[start]

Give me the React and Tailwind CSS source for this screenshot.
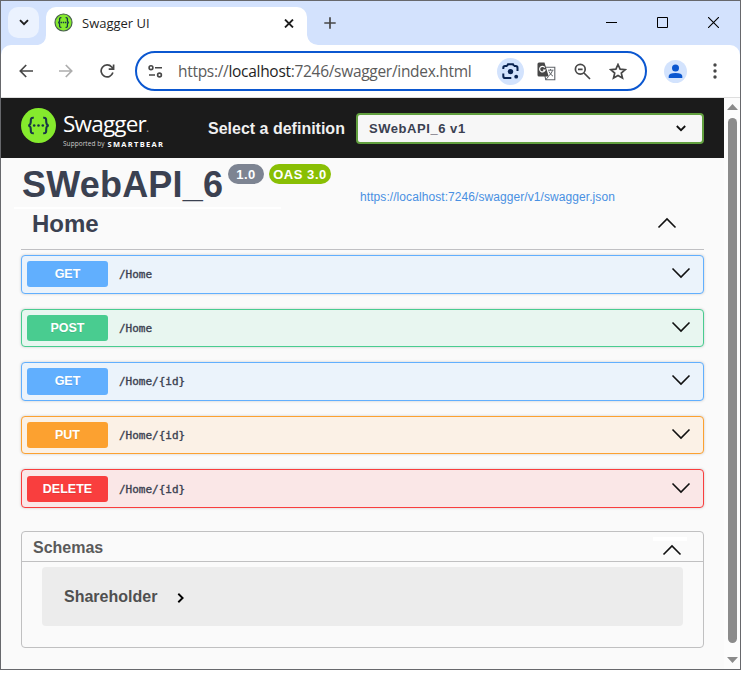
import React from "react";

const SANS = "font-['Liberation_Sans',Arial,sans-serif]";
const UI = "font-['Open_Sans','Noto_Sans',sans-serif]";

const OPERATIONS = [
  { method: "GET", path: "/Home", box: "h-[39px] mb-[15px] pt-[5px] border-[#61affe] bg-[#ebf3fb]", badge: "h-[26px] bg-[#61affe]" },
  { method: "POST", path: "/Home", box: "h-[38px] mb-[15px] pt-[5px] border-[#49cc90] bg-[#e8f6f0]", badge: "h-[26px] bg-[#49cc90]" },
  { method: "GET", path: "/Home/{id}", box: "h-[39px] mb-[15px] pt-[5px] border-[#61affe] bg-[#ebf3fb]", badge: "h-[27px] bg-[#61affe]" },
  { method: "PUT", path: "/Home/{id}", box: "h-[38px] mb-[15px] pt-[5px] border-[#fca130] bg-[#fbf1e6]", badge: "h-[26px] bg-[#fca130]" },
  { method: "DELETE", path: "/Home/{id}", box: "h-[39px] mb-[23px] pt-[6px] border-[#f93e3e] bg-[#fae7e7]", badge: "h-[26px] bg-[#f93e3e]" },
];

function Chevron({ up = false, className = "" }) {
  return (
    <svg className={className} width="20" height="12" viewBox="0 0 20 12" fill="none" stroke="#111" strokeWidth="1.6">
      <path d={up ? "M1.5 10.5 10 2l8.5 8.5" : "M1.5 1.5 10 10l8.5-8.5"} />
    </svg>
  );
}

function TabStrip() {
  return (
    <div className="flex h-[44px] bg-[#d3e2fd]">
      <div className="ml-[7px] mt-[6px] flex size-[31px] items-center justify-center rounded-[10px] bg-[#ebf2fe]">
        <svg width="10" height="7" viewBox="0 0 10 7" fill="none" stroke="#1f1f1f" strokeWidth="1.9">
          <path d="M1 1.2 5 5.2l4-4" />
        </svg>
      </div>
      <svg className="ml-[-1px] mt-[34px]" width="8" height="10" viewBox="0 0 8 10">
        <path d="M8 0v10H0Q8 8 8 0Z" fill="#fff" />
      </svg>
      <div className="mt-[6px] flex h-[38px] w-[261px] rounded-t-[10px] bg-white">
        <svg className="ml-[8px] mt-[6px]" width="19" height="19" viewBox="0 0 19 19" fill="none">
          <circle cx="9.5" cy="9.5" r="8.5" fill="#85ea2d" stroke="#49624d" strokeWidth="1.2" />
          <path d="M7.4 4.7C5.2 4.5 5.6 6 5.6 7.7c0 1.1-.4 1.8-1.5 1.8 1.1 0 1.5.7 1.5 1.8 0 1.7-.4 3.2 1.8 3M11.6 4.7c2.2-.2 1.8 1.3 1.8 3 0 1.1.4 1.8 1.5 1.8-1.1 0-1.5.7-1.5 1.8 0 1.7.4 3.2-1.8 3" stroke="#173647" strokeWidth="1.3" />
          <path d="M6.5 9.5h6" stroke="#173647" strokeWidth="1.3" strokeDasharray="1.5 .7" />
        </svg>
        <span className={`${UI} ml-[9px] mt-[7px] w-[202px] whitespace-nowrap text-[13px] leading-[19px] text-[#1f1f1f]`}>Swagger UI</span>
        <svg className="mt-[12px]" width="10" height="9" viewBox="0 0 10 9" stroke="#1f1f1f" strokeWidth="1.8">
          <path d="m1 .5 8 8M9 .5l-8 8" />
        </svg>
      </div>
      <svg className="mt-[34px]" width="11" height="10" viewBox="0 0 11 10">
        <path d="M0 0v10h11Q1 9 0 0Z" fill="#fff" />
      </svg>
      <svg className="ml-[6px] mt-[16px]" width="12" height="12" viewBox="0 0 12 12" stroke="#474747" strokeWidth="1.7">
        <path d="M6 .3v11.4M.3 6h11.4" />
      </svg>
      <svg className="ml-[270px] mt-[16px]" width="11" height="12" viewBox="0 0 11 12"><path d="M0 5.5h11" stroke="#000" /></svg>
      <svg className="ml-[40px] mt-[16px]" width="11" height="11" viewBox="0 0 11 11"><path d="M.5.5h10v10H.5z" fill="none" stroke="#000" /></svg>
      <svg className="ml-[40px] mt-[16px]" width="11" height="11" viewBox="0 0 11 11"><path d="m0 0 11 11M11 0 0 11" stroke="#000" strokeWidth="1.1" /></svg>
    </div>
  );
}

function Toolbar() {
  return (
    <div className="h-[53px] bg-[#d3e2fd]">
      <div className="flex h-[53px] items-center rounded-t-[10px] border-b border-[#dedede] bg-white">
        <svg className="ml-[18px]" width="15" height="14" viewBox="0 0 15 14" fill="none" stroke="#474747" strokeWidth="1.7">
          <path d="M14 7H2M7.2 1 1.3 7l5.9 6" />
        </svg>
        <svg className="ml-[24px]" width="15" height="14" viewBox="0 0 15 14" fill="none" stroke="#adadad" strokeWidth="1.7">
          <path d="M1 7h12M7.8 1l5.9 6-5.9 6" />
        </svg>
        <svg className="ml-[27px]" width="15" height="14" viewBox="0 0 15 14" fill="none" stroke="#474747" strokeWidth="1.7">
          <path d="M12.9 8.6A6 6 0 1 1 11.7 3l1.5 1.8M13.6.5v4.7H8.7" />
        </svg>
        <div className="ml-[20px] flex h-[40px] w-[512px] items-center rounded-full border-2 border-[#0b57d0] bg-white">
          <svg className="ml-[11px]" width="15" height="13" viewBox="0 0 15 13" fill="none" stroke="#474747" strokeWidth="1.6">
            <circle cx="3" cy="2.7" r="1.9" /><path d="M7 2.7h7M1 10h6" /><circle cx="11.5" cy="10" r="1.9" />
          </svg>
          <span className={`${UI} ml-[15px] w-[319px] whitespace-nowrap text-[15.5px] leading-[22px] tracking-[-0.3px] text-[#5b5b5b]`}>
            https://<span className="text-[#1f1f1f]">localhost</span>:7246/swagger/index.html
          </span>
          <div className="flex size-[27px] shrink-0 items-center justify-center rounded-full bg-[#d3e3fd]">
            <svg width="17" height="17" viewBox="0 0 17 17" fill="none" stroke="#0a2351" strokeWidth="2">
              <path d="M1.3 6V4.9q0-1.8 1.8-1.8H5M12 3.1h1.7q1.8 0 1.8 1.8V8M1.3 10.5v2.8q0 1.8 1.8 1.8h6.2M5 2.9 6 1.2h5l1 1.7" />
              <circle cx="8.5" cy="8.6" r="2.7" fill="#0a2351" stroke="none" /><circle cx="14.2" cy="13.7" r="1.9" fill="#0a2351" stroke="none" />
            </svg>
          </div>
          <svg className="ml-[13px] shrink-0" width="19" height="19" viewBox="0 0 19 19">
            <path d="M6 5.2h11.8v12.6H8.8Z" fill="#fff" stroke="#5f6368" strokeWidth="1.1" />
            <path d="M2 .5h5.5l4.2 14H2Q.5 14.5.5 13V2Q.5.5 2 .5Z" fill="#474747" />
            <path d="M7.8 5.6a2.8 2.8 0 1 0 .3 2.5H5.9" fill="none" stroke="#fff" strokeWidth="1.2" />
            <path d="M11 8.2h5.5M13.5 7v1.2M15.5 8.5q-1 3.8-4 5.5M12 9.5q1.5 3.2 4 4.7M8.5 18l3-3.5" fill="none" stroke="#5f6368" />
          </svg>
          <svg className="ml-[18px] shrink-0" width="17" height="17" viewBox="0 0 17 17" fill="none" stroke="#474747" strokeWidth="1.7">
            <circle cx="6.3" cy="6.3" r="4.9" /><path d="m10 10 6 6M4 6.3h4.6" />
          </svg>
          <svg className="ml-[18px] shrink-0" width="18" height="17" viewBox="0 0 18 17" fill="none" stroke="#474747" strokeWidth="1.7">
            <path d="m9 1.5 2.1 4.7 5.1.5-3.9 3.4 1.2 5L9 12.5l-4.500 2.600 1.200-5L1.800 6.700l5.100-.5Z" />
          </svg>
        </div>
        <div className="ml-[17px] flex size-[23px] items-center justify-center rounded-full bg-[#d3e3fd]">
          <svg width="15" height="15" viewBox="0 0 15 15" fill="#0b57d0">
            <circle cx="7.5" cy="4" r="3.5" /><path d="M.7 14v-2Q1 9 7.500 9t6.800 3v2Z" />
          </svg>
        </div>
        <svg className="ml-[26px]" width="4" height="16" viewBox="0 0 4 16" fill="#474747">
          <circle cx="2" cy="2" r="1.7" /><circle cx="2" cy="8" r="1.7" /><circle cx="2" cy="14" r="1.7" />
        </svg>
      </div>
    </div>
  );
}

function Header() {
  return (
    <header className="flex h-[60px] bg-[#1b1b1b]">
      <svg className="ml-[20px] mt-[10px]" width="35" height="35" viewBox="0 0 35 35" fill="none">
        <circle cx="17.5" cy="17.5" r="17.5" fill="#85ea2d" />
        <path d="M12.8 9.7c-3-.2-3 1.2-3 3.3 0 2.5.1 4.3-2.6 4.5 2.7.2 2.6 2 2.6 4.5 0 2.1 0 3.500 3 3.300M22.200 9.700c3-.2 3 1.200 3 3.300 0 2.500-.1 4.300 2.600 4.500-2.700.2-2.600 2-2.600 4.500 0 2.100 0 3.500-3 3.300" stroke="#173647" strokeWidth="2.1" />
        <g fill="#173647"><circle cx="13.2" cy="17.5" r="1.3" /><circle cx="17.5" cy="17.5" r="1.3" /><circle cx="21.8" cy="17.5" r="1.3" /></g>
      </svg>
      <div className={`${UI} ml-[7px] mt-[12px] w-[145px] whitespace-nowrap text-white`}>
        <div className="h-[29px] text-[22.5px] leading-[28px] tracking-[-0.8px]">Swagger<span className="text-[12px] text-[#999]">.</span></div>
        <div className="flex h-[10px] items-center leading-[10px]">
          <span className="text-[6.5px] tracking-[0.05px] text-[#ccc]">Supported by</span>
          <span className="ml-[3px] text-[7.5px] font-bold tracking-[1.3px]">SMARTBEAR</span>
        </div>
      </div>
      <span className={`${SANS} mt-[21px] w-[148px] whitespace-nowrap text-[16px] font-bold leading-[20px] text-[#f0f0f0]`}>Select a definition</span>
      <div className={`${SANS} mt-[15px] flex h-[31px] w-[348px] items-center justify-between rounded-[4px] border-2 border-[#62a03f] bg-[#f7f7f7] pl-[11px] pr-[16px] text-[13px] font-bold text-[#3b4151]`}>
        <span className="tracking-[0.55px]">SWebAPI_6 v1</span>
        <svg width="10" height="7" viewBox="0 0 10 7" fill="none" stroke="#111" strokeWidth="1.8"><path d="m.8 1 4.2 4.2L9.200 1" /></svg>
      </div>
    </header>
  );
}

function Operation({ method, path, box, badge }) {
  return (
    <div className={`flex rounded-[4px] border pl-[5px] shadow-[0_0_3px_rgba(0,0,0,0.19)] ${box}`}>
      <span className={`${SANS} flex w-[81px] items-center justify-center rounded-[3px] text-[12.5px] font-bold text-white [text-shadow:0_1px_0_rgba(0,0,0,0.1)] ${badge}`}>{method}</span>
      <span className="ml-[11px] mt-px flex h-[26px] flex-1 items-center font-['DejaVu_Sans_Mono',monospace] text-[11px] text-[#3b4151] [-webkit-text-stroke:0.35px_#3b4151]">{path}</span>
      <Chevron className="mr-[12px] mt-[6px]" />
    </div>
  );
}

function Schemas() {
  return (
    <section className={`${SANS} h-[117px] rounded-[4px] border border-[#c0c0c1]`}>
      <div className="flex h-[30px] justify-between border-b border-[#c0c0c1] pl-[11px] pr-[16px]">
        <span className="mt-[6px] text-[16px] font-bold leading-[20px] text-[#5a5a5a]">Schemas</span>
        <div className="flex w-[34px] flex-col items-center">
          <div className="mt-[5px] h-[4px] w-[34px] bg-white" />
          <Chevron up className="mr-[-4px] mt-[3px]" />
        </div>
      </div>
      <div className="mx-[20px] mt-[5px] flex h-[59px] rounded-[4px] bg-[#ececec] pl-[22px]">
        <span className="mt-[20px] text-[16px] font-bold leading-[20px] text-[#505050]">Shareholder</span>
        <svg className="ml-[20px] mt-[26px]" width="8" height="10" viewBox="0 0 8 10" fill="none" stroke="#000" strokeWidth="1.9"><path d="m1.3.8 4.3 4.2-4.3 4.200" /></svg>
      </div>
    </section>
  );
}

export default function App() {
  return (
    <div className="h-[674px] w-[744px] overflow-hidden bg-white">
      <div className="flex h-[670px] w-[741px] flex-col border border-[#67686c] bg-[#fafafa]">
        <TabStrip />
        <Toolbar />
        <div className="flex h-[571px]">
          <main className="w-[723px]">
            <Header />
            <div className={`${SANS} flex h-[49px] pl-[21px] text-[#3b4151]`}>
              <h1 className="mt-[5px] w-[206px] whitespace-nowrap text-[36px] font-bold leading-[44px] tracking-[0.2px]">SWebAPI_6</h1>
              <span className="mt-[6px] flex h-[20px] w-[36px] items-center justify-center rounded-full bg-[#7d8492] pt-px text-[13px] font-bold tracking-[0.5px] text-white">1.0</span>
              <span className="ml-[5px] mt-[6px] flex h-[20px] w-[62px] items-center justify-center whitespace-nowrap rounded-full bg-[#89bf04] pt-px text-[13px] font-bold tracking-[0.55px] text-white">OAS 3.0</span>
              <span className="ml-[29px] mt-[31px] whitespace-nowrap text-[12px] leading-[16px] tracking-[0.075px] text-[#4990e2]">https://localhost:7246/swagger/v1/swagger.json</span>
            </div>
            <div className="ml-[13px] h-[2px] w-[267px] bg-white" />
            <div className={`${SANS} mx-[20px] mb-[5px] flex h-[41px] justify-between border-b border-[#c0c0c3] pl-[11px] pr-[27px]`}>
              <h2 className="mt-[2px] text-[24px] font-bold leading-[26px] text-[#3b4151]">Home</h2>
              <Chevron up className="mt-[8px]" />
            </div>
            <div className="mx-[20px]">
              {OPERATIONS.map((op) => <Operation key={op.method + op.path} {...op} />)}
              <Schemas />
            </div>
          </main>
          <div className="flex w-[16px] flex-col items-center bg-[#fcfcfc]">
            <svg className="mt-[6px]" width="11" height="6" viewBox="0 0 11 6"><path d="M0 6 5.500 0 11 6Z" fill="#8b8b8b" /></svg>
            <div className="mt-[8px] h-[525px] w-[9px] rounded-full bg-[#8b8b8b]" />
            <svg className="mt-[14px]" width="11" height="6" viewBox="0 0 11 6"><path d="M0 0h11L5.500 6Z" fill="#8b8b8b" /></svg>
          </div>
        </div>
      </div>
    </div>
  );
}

[end]
[start]

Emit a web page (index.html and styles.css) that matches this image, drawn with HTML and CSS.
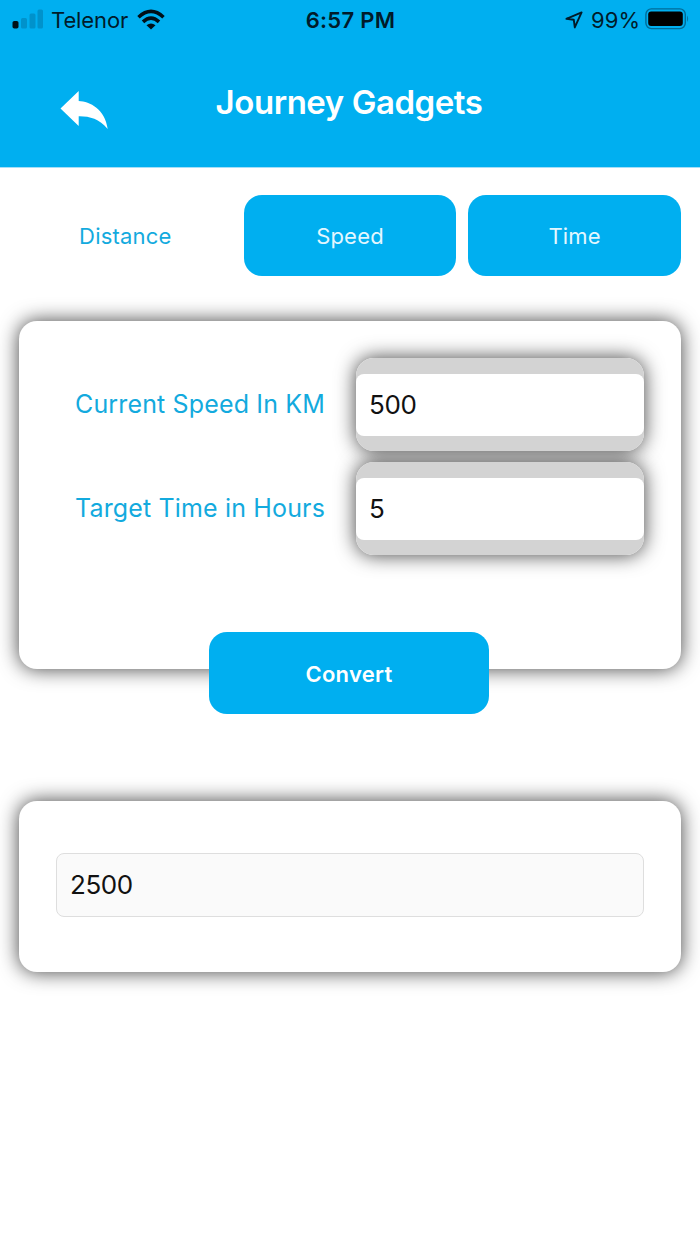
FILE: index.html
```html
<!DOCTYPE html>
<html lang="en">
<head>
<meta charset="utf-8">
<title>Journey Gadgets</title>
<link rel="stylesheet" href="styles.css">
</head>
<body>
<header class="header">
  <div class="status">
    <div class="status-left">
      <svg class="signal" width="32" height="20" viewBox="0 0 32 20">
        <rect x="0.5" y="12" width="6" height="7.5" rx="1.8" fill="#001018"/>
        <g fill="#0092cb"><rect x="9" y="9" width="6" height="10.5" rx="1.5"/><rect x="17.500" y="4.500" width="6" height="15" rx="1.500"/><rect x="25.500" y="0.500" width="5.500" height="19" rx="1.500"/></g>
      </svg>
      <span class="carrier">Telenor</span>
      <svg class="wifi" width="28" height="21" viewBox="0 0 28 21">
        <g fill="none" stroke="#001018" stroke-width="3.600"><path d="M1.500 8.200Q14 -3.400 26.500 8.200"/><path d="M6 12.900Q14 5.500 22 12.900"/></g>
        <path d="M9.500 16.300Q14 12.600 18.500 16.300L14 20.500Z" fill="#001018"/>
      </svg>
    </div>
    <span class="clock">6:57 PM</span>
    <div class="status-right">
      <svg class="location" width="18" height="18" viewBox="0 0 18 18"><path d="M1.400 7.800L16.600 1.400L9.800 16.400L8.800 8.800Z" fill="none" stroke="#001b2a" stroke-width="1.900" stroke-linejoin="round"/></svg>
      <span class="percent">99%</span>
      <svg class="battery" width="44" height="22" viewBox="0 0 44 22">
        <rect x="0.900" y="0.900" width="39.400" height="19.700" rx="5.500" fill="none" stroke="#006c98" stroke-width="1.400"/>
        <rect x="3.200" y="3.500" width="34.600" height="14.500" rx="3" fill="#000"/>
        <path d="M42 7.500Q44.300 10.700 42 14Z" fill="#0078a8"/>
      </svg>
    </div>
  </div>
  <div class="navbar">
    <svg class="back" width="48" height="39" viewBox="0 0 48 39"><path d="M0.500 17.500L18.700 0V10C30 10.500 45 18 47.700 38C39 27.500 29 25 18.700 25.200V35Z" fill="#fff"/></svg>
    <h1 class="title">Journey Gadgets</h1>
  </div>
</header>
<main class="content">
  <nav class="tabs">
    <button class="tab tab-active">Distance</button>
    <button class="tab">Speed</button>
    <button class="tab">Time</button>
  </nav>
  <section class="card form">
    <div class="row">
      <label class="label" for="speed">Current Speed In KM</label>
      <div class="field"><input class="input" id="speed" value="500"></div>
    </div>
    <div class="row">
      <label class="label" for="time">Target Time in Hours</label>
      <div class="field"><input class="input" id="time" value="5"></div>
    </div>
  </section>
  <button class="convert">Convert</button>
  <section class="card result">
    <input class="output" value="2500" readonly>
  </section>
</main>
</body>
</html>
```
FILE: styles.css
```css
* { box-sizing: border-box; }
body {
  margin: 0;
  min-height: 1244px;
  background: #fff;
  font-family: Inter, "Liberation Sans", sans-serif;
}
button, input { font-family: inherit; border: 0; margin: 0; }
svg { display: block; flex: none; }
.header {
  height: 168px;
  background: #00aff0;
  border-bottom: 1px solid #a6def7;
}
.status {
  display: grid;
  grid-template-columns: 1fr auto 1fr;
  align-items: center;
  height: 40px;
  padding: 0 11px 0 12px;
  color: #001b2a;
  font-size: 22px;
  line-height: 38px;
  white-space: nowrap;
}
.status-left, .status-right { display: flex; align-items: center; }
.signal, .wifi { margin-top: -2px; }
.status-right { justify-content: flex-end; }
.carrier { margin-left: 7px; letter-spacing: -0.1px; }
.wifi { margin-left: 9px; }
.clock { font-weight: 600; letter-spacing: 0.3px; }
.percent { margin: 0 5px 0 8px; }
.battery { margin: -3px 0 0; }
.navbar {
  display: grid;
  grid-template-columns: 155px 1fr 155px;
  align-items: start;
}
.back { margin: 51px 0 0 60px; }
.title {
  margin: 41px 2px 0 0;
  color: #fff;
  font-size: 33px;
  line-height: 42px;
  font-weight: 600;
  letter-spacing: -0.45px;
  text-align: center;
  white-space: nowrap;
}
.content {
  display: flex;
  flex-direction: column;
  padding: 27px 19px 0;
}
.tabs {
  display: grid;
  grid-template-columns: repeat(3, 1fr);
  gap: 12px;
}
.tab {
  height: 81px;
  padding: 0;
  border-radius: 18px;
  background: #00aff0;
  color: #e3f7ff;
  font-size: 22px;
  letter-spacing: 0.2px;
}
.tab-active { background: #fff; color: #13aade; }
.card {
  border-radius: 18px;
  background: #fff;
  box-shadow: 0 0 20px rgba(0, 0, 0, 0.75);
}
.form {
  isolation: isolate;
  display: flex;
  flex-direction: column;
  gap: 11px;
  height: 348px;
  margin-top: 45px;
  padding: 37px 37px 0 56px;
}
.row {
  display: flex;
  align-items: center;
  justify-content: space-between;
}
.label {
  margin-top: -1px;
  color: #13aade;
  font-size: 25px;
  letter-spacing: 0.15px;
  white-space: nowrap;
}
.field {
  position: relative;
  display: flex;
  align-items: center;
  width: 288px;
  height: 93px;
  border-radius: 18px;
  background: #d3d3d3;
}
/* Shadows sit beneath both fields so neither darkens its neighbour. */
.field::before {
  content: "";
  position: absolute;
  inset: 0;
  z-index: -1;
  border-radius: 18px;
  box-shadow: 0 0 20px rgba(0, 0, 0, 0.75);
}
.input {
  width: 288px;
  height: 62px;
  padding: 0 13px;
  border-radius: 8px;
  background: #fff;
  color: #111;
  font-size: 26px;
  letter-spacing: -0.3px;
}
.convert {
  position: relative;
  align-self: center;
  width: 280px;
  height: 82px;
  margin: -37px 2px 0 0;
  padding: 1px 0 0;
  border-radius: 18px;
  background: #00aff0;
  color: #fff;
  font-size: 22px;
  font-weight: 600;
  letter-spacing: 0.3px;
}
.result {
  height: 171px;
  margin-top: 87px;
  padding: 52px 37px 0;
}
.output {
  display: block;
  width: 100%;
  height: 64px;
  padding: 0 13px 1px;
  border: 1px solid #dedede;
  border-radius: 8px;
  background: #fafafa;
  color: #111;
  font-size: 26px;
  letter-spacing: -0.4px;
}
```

[end]

DESCRIPTION OF THE TASK = In the entries above, find every line with the word "index" and list it.

TASK ANSWER =
            https://<span className="text-[#1f1f1f]">localhost</span>:7246/swagger/index.html
Emit a web page (index.html and styles.css) that matches this image, drawn with HTML and CSS.
FILE: index.html
  z-index: -1;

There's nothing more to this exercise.